Gokul Prasad, J.
1. This is a defendant's appeal arising out of a suit for profits for the years 1323, 1324 and 1325 Fasli. It appears that the defendant-appellant owns an 8-annas share in the village and is also a Lambardar. In the year 1314 Fasli he executed a mortgage of a 3-annas 1-pie out of the 8-annas share in favour of the plaintiffs, the plaintiffs giving them a lease for 7 years of the mortgaged property. The period of lease expired in 1322 Fasli but the defendant continued to make collections and now prevents the plaintiffs from making collections from the tenants. The mortgage has not yet been admittedly redeemed. The plaintiffs brought the present suit under Section 164 of the Tenancy Act as a suit for recovery of profits. One of the pleas raised in defence was, that such a suit did. not lie. The learned Assistant Collector fixed Issue No. 3 on this point and came to the conclusion that the plaintiffs being co-sharers, such a suit was maintainable. This decree was confirmed on appeal after certain findings had been obtained on issues remitted by the lower Appellate Court. The defendant comes here in second appeal, and the first point taken before me in appeal is, that such a suit does not lie at all ana reliance is placed on the case of Hanuman Din v. Ram Bisal 14 Ind. Cas. 260 decided by Mr. Justice Banerji. In that suit his Lordship came to the conclusion that a suit like this by a dispossessed mortgagee did not lie against his mortgagor. That decision is on all fours with the present one and I see no reason to differ from the conclusion arrived at by Mr. Justice Banerji in that case. Mr.
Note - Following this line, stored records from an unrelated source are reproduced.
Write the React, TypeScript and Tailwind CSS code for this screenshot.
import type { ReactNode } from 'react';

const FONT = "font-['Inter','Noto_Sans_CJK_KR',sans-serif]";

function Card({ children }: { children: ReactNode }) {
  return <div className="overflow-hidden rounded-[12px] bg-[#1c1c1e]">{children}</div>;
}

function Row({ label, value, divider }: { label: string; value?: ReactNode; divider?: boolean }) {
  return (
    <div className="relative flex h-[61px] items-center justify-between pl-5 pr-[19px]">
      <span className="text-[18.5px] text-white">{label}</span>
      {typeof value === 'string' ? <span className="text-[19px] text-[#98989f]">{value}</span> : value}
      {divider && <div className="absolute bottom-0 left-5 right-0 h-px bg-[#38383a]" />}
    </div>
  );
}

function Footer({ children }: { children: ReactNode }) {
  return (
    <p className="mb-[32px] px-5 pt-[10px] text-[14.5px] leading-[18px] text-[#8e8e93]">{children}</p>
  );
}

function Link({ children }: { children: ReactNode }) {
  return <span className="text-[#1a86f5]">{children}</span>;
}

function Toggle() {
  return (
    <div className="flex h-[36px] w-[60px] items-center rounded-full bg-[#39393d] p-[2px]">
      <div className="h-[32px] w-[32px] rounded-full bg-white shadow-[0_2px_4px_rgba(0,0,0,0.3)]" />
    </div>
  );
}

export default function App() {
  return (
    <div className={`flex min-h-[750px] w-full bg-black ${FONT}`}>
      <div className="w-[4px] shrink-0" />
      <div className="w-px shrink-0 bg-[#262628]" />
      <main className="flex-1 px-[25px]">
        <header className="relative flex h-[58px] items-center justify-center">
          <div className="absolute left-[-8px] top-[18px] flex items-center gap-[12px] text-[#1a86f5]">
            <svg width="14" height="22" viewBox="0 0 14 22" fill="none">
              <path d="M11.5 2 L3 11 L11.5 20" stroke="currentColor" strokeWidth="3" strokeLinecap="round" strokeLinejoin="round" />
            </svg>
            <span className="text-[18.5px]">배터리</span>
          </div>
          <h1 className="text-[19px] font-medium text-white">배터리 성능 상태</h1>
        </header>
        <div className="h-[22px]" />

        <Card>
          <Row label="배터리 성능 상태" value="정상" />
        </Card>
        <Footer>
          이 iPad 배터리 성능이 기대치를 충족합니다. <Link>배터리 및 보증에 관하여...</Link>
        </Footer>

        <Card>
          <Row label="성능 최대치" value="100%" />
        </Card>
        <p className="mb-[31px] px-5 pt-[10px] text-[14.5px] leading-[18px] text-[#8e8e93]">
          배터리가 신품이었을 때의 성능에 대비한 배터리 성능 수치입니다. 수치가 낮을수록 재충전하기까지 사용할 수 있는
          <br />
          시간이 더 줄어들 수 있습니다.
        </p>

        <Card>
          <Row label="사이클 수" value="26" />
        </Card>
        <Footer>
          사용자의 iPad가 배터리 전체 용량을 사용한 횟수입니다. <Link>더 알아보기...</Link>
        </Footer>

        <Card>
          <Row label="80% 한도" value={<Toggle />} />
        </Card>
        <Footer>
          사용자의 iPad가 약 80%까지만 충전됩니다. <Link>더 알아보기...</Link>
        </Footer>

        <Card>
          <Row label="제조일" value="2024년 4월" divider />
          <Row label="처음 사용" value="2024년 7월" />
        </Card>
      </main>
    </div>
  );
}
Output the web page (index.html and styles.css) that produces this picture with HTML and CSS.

Uma Shanker Bajpai on behalf of the plaintiffs-respondents contended that in that case it was alleged by the defendants that the mortgage had ceased to exist because of the want of possession of the mortgagee for more than 12 years but I do not see how this distinction will help the plaintiffs. Mr. Justice Banerji remarks in that case as follows:
The Courts below have dismissed the suit on the ground that this is not a suit for profits by a recorded co-sharer against a Lambardar but is in reality a suit by the mortgagees against their mortgagor who dispossessed them. No doubt, the names of the plaintiffs are recorded in the Revenue papers. But the defendant fills two capacities. He is the mortgagor as well as the Lambardar; by withholding profits he as mortgagor has dispossessed the plaintiffs; and the plaintiffs' remedy is to sue to recover possession and possibly mesne profits. As such mortgagees they cannot, in the guise of a suit for profits, recover possession from their mortgagor in the Revenue Court.' With these remarks I am in full accord. It has, however, been urged by Mr. Bajpai, the learned Vakil for the respondents, that this is really a plea of want of jurisdiction of the Revenue Court and not having been taken in the Court of first instance should not be heard now, and reference is made to Section 196 of the Tenancy Act. This contention is not right. There is no plea that the Revenue Court was not competent to decide the present suit, but that a suit like the present one did not lie at all either in the Revenue Court or in the Civil Court. It is not necessary to enter into the other pleas taken in appeal. I, therefore, allow the appeal, set aside the decrees of the Courts below and dismiss the plaintiffs' suit with costs in all Courts.